| Given problem |
Reply only with how many lines contain the word "this".

(Code that builds pages)

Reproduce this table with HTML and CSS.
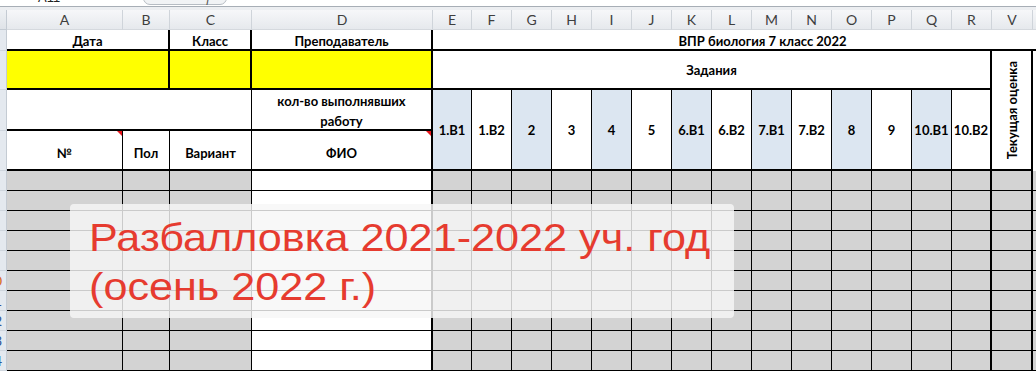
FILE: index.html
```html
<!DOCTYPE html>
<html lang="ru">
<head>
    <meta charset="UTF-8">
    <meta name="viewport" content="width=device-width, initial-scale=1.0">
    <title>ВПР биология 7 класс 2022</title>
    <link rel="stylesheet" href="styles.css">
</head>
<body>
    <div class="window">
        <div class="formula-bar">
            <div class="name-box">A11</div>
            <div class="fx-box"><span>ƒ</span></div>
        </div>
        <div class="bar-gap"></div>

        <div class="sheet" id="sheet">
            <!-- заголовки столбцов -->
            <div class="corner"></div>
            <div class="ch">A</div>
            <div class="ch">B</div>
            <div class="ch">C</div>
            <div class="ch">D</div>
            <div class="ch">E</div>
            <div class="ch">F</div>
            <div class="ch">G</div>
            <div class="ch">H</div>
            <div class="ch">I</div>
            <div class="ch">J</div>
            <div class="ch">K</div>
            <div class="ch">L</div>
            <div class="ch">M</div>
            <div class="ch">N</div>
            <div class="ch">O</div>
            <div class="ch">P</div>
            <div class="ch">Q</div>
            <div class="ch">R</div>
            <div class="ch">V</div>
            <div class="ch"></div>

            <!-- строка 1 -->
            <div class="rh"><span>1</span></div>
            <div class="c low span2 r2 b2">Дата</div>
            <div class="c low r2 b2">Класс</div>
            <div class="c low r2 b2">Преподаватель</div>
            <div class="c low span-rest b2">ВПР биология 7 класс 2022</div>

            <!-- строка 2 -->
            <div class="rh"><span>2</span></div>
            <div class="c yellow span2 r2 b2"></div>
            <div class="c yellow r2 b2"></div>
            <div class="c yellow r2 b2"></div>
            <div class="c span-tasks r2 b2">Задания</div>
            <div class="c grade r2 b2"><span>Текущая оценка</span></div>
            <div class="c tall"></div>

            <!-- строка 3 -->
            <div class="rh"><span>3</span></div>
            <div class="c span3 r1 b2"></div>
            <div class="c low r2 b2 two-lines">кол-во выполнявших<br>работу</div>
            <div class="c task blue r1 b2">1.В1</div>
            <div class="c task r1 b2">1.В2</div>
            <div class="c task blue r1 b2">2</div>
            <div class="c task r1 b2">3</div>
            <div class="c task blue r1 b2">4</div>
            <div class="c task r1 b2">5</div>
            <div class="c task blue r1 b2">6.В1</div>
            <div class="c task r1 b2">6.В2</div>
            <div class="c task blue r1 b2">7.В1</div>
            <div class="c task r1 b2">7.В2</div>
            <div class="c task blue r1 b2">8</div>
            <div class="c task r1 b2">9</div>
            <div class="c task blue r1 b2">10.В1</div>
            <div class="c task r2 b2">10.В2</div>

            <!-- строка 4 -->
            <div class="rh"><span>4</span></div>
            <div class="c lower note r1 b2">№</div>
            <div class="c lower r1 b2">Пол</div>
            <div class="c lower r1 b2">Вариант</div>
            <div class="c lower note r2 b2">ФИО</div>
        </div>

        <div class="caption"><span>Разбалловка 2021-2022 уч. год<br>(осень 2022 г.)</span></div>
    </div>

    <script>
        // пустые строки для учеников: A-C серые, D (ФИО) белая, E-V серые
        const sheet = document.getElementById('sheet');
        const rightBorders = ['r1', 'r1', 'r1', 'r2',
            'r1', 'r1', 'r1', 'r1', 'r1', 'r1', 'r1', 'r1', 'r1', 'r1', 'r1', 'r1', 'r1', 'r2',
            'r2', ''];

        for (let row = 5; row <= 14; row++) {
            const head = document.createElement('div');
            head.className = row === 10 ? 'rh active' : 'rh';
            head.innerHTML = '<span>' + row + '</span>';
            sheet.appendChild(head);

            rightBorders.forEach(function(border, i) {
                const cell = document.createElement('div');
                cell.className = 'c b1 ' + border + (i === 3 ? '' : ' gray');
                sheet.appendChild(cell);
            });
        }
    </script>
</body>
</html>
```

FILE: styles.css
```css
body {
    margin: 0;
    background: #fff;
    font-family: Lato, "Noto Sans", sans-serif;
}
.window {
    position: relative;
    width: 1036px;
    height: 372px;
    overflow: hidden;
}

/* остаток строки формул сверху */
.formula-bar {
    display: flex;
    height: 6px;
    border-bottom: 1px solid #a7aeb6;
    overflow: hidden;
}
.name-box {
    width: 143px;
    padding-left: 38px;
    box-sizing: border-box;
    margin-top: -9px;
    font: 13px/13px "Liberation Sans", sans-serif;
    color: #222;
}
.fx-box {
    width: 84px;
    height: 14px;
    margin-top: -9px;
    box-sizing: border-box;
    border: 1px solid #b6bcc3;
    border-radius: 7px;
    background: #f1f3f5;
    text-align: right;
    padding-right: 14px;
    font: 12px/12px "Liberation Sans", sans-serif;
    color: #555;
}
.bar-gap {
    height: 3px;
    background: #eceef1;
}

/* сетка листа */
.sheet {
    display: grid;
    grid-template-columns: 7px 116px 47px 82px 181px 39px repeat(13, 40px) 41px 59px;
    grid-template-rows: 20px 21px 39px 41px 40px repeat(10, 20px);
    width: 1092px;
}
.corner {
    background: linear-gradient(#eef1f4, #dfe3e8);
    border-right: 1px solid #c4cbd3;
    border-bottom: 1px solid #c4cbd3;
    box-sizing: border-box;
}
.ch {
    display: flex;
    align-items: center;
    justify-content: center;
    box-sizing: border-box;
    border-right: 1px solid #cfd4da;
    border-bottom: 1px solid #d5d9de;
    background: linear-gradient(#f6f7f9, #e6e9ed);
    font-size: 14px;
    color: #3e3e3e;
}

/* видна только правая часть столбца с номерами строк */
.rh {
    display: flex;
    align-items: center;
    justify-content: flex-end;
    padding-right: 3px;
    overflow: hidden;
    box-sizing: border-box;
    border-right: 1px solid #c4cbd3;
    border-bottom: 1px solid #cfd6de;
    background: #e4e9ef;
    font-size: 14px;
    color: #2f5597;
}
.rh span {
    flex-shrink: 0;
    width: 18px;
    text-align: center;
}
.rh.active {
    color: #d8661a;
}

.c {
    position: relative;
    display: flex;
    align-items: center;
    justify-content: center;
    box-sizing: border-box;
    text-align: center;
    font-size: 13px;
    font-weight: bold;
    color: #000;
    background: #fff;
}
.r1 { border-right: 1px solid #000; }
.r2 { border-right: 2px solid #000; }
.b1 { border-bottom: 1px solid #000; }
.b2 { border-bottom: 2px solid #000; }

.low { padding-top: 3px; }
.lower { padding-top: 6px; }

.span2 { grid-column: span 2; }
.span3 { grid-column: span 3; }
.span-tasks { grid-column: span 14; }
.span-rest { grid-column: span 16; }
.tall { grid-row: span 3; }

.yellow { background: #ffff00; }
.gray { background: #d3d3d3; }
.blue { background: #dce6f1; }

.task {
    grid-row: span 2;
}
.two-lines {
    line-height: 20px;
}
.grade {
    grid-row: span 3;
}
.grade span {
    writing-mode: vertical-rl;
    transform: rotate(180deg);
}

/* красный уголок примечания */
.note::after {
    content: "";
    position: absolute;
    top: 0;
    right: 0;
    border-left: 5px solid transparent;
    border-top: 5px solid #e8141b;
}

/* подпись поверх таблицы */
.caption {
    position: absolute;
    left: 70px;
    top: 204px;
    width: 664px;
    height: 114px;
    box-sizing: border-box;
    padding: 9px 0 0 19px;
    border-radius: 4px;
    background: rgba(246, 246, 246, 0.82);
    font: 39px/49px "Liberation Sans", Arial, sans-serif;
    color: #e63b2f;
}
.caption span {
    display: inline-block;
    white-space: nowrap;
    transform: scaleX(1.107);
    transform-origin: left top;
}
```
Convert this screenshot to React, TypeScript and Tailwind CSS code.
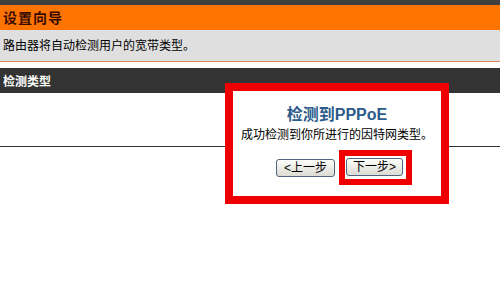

| Output below |
2